TASK TO CARRY OUT » Output the material below unchanged, apart from leaving out the pictures.

SOURCE EXCERPT »
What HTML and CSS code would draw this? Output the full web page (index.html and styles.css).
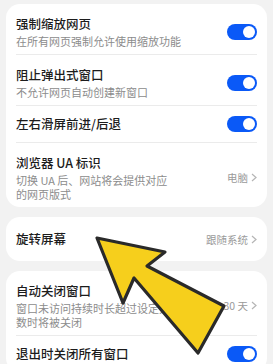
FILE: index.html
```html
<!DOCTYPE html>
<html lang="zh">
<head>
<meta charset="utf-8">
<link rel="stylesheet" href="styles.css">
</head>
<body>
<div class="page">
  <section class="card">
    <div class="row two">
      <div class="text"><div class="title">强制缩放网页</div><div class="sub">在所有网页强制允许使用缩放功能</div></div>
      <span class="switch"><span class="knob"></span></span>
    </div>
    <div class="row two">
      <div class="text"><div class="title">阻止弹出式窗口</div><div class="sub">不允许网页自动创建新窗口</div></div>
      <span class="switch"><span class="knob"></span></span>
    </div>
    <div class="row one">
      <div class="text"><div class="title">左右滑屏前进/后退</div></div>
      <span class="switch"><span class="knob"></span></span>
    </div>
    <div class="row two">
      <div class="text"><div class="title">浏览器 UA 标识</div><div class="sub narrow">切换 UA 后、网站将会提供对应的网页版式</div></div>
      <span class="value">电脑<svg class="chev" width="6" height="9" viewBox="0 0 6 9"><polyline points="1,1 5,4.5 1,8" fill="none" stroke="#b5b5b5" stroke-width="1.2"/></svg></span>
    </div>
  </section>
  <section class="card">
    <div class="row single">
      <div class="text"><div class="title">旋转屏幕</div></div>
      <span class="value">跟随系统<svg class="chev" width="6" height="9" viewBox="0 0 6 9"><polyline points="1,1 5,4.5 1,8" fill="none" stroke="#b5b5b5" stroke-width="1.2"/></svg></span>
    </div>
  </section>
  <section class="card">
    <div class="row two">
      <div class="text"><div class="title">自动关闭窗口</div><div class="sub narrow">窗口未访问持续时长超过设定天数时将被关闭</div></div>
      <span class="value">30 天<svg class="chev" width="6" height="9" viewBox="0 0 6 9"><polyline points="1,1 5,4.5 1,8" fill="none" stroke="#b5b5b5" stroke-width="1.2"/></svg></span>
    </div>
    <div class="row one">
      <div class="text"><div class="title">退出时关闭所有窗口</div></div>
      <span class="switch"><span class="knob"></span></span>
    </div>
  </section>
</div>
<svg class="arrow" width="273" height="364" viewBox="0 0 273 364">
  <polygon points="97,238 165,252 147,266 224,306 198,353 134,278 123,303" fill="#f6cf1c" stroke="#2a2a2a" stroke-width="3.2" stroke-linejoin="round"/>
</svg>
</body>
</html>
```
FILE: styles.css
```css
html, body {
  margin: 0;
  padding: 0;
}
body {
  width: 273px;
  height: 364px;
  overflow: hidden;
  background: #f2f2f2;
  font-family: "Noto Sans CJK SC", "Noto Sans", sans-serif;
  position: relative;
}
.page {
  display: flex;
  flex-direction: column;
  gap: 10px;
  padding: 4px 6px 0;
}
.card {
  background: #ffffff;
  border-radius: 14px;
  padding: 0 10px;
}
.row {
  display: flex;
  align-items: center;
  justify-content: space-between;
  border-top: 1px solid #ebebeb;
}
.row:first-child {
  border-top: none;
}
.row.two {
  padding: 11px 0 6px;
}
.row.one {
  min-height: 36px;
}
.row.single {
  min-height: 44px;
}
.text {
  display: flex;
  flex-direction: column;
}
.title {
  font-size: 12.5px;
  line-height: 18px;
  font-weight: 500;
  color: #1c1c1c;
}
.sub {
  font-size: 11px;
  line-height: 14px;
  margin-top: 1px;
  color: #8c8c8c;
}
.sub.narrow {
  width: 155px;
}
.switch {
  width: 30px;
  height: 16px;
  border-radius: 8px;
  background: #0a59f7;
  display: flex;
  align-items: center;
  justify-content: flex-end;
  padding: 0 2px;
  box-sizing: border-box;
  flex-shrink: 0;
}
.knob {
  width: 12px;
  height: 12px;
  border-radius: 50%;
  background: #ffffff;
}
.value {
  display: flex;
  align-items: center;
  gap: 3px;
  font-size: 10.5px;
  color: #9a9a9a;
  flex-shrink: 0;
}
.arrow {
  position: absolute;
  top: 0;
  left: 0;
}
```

EXERCISE OUTPUT »
What HTML and CSS code would draw this? Output the full web page (index.html and styles.css).
FILE: index.html
```html
<!DOCTYPE html>
<html lang="zh">
<head>
<meta charset="utf-8">
<link rel="stylesheet" href="styles.css">
</head>
<body>
<div class="page">
  <section class="card">
    <div class="row two">
      <div class="text"><div class="title">强制缩放网页</div><div class="sub">在所有网页强制允许使用缩放功能</div></div>
      <span class="switch"><span class="knob"></span></span>
    </div>
    <div class="row two">
      <div class="text"><div class="title">阻止弹出式窗口</div><div class="sub">不允许网页自动创建新窗口</div></div>
      <span class="switch"><span class="knob"></span></span>
    </div>
    <div class="row one">
      <div class="text"><div class="title">左右滑屏前进/后退</div></div>
      <span class="switch"><span class="knob"></span></span>
    </div>
    <div class="row two">
      <div class="text"><div class="title">浏览器 UA 标识</div><div class="sub narrow">切换 UA 后、网站将会提供对应的网页版式</div></div>
      <span class="value">电脑<svg class="chev" width="6" height="9" viewBox="0 0 6 9"><polyline points="1,1 5,4.5 1,8" fill="none" stroke="#b5b5b5" stroke-width="1.2"/></svg></span>
    </div>
  </section>
  <section class="card">
    <div class="row single">
      <div class="text"><div class="title">旋转屏幕</div></div>
      <span class="value">跟随系统<svg class="chev" width="6" height="9" viewBox="0 0 6 9"><polyline points="1,1 5,4.5 1,8" fill="none" stroke="#b5b5b5" stroke-width="1.2"/></svg></span>
    </div>
  </section>
  <section class="card">
    <div class="row two">
      <div class="text"><div class="title">自动关闭窗口</div><div class="sub narrow">窗口未访问持续时长超过设定天数时将被关闭</div></div>
      <span class="value">30 天<svg class="chev" width="6" height="9" viewBox="0 0 6 9"><polyline points="1,1 5,4.5 1,8" fill="none" stroke="#b5b5b5" stroke-width="1.2"/></svg></span>
    </div>
    <div class="row one">
      <div class="text"><div class="title">退出时关闭所有窗口</div></div>
      <span class="switch"><span class="knob"></span></span>
    </div>
  </section>
</div>
<svg class="arrow" width="273" height="364" viewBox="0 0 273 364">
  <polygon points="97,238 165,252 147,266 224,306 198,353 134,278 123,303" fill="#f6cf1c" stroke="#2a2a2a" stroke-width="3.2" stroke-linejoin="round"/>
</svg>
</body>
</html>
```
FILE: styles.css
```css
html, body {
  margin: 0;
  padding: 0;
}
body {
  width: 273px;
  height: 364px;
  overflow: hidden;
  background: #f2f2f2;
  font-family: "Noto Sans CJK SC", "Noto Sans", sans-serif;
  position: relative;
}
.page {
  display: flex;
  flex-direction: column;
  gap: 10px;
  padding: 4px 6px 0;
}
.card {
  background: #ffffff;
  border-radius: 14px;
  padding: 0 10px;
}
.row {
  display: flex;
  align-items: center;
  justify-content: space-between;
  border-top: 1px solid #ebebeb;
}
.row:first-child {
  border-top: none;
}
.row.two {
  padding: 11px 0 6px;
}
.row.one {
  min-height: 36px;
}
.row.single {
  min-height: 44px;
}
.text {
  display: flex;
  flex-direction: column;
}
.title {
  font-size: 12.5px;
  line-height: 18px;
  font-weight: 500;
  color: #1c1c1c;
}
.sub {
  font-size: 11px;
  line-height: 14px;
  margin-top: 1px;
  color: #8c8c8c;
}
.sub.narrow {
  width: 155px;
}
.switch {
  width: 30px;
  height: 16px;
  border-radius: 8px;
  background: #0a59f7;
  display: flex;
  align-items: center;
  justify-content: flex-end;
  padding: 0 2px;
  box-sizing: border-box;
  flex-shrink: 0;
}
.knob {
  width: 12px;
  height: 12px;
  border-radius: 50%;
  background: #ffffff;
}
.value {
  display: flex;
  align-items: center;
  gap: 3px;
  font-size: 10.5px;
  color: #9a9a9a;
  flex-shrink: 0;
}
.arrow {
  position: absolute;
  top: 0;
  left: 0;
}
```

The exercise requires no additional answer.